You can make an equal investment of time, effort, and resources in two different people and you will get a completely different return on each. When I realized that different people gave different ROIs—returns on investment—I began to change the way I approached leadership development. I started to think about who had given a good return for my time and who hadn’t. And that’s when I began to define what a good leader looks like. When the picture became clear to me, my investments became strategic—and my results improved greatly.
Author Noel M. Tichy says, “The ultimate test for a leader is not whether he or she makes smart decisions and takes decisive action, but whether he or she teaches others to be leaders and builds an organization that can sustain its success even when he or she is not around.” That requires not only the intent to develop leaders, but also the right people who are willing and able to grow and develop.

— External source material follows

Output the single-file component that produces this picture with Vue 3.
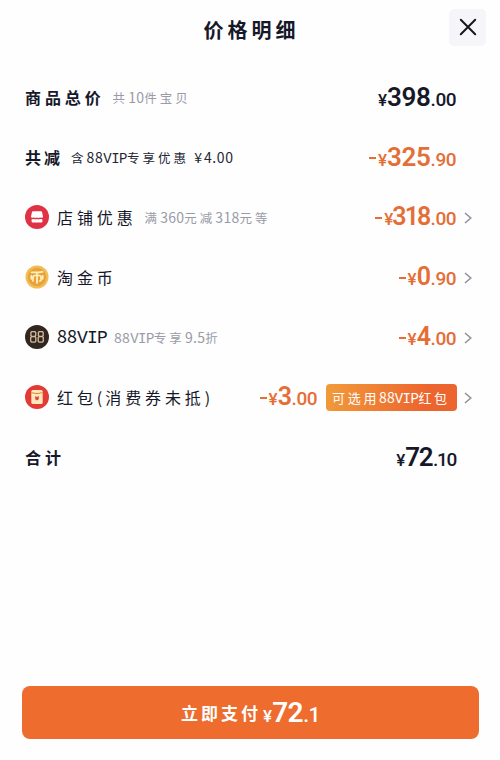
<script setup>
const rows = [
  { key: 'goods', kind: 'bold', label: '商品总价', note: '共10件宝贝', amount: ['', '398', '.00'] },
  { key: 'cut', kind: 'bold cut', label: '共减', note: '含88VIP专享优惠 ¥4.00', dark: true, amount: ['-', '325', '.90'] },
  { key: 'shop', kind: 'item', label: '店铺优惠', note: '满360元减318元等', amount: ['-', '318', '.00'] },
  { key: 'coin', kind: 'item', label: '淘金币', amount: ['-', '0', '.90'] },
  { key: 'vip', kind: 'item', label: '88VIP', note: '88VIP专享9.5折', amount: ['-', '4', '.00'] },
  { key: 'packet', kind: 'item', label: '红包(消费券未抵)', tag: '可选用88VIP红包', amount: ['-', '3', '.00'] },
  { key: 'total', kind: 'bold total', label: '合计', amount: ['', '72', '.10'] },
]

// Splits mixed text so Chinese, digits and capitals can each be spaced separately.
const runs = (text) =>
  (text.match(/[\u4e00-\u9fff]+|[A-Z]+|[0-9.]+|[^\u4e00-\u9fffA-Z0-9.]+/g) || []).map((t) => ({
    t,
    c: /[\u4e00-\u9fff]/.test(t) ? 'zh' : /[A-Z]/.test(t) ? 'cap' : /[0-9]/.test(t) ? 'num' : 'sym',
  }))
</script>

<template>
  <main class="sheet">
    <header class="head">
      <h1>价格明细</h1>
      <button class="close" aria-label="关闭">
        <svg width="18" height="18" viewBox="0 0 18 18"><path d="M1.8 1.8 16.2 16.2M16.2 1.8 1.8 16.2" /></svg>
      </button>
    </header>

    <section class="list">
      <div v-for="r in rows" :key="r.key" class="row" :class="[r.kind, r.key]">
        <svg v-if="r.key === 'shop'" class="icon" viewBox="0 0 24 24">
          <circle cx="12" cy="12" r="12" fill="#df3244" />
          <path d="M8 6.300h8q.8 0 1 .8l1 4.500q0 1.200-1.200 1.200l-1.800-.3-1.500.6-1.500-.6-1.500.6-1.500-.6-1.800.3Q6 12.800 6 11.600l1-4.500q.2-.8 1-.8ZM6.600 14.200l2.400-.3 1.500.6 1.500-.6 1.500.6 1.500-.6 2.400.3v2.200q0 1-1 1H7.600q-1 0-1-1Z" fill="#fff" />
        </svg>
        <svg v-else-if="r.key === 'coin'" class="icon" viewBox="0 0 24 24">
          <circle cx="12" cy="12" r="11.5" fill="#f3bd55" />
          <circle cx="12" cy="12" r="9.200" fill="#e9a239" />
          <path d="M6.500 7.300Q12 7.800 17.500 6.800M12 7.300V18M8 16v-3.500q0-2 2-2h4q2 0 2 2V15q0 1-1.500 1M6.300 10.800v3M17.700 10.800v3" fill="none" stroke="#fff0bd" stroke-width="1.700" stroke-linecap="round" />
        </svg>
        <svg v-else-if="r.key === 'vip'" class="icon" viewBox="0 0 24 24">
          <circle cx="12" cy="12" r="12" fill="#302721" />
          <g fill="none" stroke="#d5b99c" stroke-width="1.300">
            <path d="M6.700 6.700h3.200l.8.900v2.900l-1 1H6.900l-1-1V7.600ZM6.900 11.500h2.900l1 1v3.700l-.9.900H6.600l-.9-.9v-3.700Z" />
            <path d="M14.200 6.700h3.200l.8.900v2.900l-1 1h-2.800l-1-1V7.600ZM14.400 11.500h2.900l1 1v3.700l-.9.900h-3.300l-.9-.9v-3.700Z" />
          </g>
        </svg>
        <svg v-else-if="r.key === 'packet'" class="icon" viewBox="0 0 24 24">
          <circle cx="12" cy="12" r="12" fill="#e23a35" />
          <rect x="6.300" y="5" width="11.400" height="14" rx="1.500" fill="#ffe8bd" />
          <path d="M6.300 7.700Q12 9.500 17.700 7.700" fill="none" stroke="#d9843e" stroke-width="1" />
          <path d="m10.200 11 1.800 1 1.800-1v3.200L12 15.600l-1.800-1.400Z" fill="#df4935" />
        </svg>

        <span class="label"><span v-for="(s, i) in runs(r.label)" :key="i" :class="s.c">{{ s.t }}</span></span>
        <span v-if="r.note" class="note" :class="{ dark: r.dark }"><span v-for="(s, i) in runs(r.note)" :key="i" :class="s.c">{{ s.t }}</span></span>

        <span class="amount" :class="{ minus: r.amount[0] }"><i v-if="r.amount[0]" class="dash"></i><span class="yen">¥</span><b>{{ r.amount[1] }}</b><span class="cents">{{ r.amount[2] }}</span></span>
        <span v-if="r.tag" class="tag"><span v-for="(s, i) in runs(r.tag)" :key="i" :class="s.c">{{ s.t }}</span></span>
        <span class="arrow">
          <svg v-if="r.kind === 'item'" width="8" height="12" viewBox="0 0 8 12"><path d="m1 1 5.800 5L1 11" /></svg>
        </span>
      </div>
    </section>

    <button class="pay">
      <span class="pay-text">立即支付</span>
      <span class="pay-sum"><span class="yen">¥</span><b>72</b><span class="cents">.1</span></span>
    </button>
  </main>
</template>

<style>
body { background: #fff; }
</style>

<style scoped>
.sheet {
  box-sizing: border-box;
  width: 500px;
  height: 760px;
  padding: 8px 21px 21px 22px;
  display: flex;
  flex-direction: column;
  background: #fefefe;
  color: #16182a;
  font-family: "Noto Sans CJK SC", sans-serif;
  overflow: hidden;
}
button { border: 0; padding: 0; font-family: inherit; }
.head {
  height: 38px;
  margin-right: -7px;
  display: grid;
  grid-template-columns: 32px 1fr 37px;
  align-items: center;
}
h1 {
  grid-column: 2;
  margin: 5px 0 0;
  font-size: 20px;
  line-height: 30px;
  font-weight: 700;
  letter-spacing: 4px;
  text-align: center;
}
.close {
  width: 37px;
  height: 37px;
  border-radius: 5px;
  background: #f5f5fa;
  display: grid;
  place-items: center;
}
.close path { fill: none; stroke: #17171f; stroke-width: 2; stroke-linecap: round; }
.list { margin-top: 22px; padding-left: 3px; }
.row { height: 60px; display: flex; align-items: center; white-space: nowrap; }
.icon { width: 24px; height: 24px; flex: none; margin: -2px 8px 0 0; }
.label { font-size: 16px; line-height: 24px; margin-top: -3px; }
.label .zh { letter-spacing: 3.900px; }
.label .sym { letter-spacing: 3px; }
.label .num, .label .cap { font-size: 18px; }
.bold .label { font-weight: 700; }
.cut .label .zh { letter-spacing: 3px; }
.note { margin: -1px 0 0 8px; font-size: 12.500px; line-height: 24px; color: #999ba6; }
.vip .note { margin-left: 7px; }
.note.dark { color: #242634; }
.note .zh { letter-spacing: 3px; }
.note .num { font-size: 14px; letter-spacing: .3px; }
.note .cap { font-size: 14px; }
.note .sym { font-size: 14px; letter-spacing: 2px; }
.note.dark .num { letter-spacing: .600px; }
.cap { font-family: "Liberation Mono", monospace; letter-spacing: -.5px; }
.label .cap { letter-spacing: -.8px; }
.amount {
  margin-left: auto;
  display: flex;
  align-items: baseline;
  font-family: Roboto, sans-serif;
  font-weight: 500;
  line-height: 30px;
}
.minus { color: #e56e36; }
.amount b { font-size: 26px; font-weight: 600; letter-spacing: -.3px; }
.item .amount b { font-size: 25px; }
.shop .amount b { letter-spacing: -1.800px; margin-right: 1px; }
.shop .amount .yen { letter-spacing: -1px; }
.total .amount b { letter-spacing: -1.500px; margin-right: 1px; }
.total .amount .cents { letter-spacing: -1.300px; }
.yen { font-size: 17px; }
.cents { font-size: 19px; letter-spacing: -.5px; }
.dash { width: 7px; height: 2px; margin-right: 2px; background: currentColor; align-self: center; }
.tag {
  box-sizing: border-box;
  width: 131px;
  height: 27px;
  margin: -1px -1px 0 9px;
  padding-left: 6px;
  border-radius: 4px;
  background: linear-gradient(100deg, #f19b3a, #ed652e 75%);
  color: #fff;
  font-size: 13px;
  line-height: 26px;
}
.tag .zh { letter-spacing: 2.700px; }
.tag .num, .tag .cap { font-size: 14px; }
.arrow { width: 23px; flex: none; margin-top: -1px; display: flex; justify-content: center; }
.arrow path { fill: none; stroke: #8e9099; stroke-width: 1.500; }
.pay {
  height: 53px;
  margin-top: auto;
  border-radius: 8px;
  background: #ed6c2e;
  color: #fff;
  display: flex;
  align-items: center;
  justify-content: center;
  gap: 2px;
}
.pay-text { font-size: 17px; font-weight: 700; letter-spacing: 3px; }
.pay-sum { font-family: Roboto, sans-serif; font-weight: 500; }
.pay-sum b { font-size: 28px; font-weight: 600; letter-spacing: -.5px; }
.pay-sum .cents { font-size: 21px; }
</style>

These are the seven questions I ask myself as a leader every day—inspired by my conversation with Coach John Wooden. They help me to be successful by keeping myself growing, checking my motives, maintaining stability, promoting teamwork, leveraging my strengths, focusing on today, and investing in the right people. I hope my list inspires and encourages you to take some time and think about the questions you need to be asking yourself every day.
Socrates is quoted as saying, “The unexamined life is not worth leading.” I would add that the unexamined leader is not worth following. Leaders who never take time to ask what they are doing and why they doing it are unlikely to stay on track, lead at their best, and reach their potential. That is why we need to keep asking ourselves tough questions.
The unexamined leader is not worth following.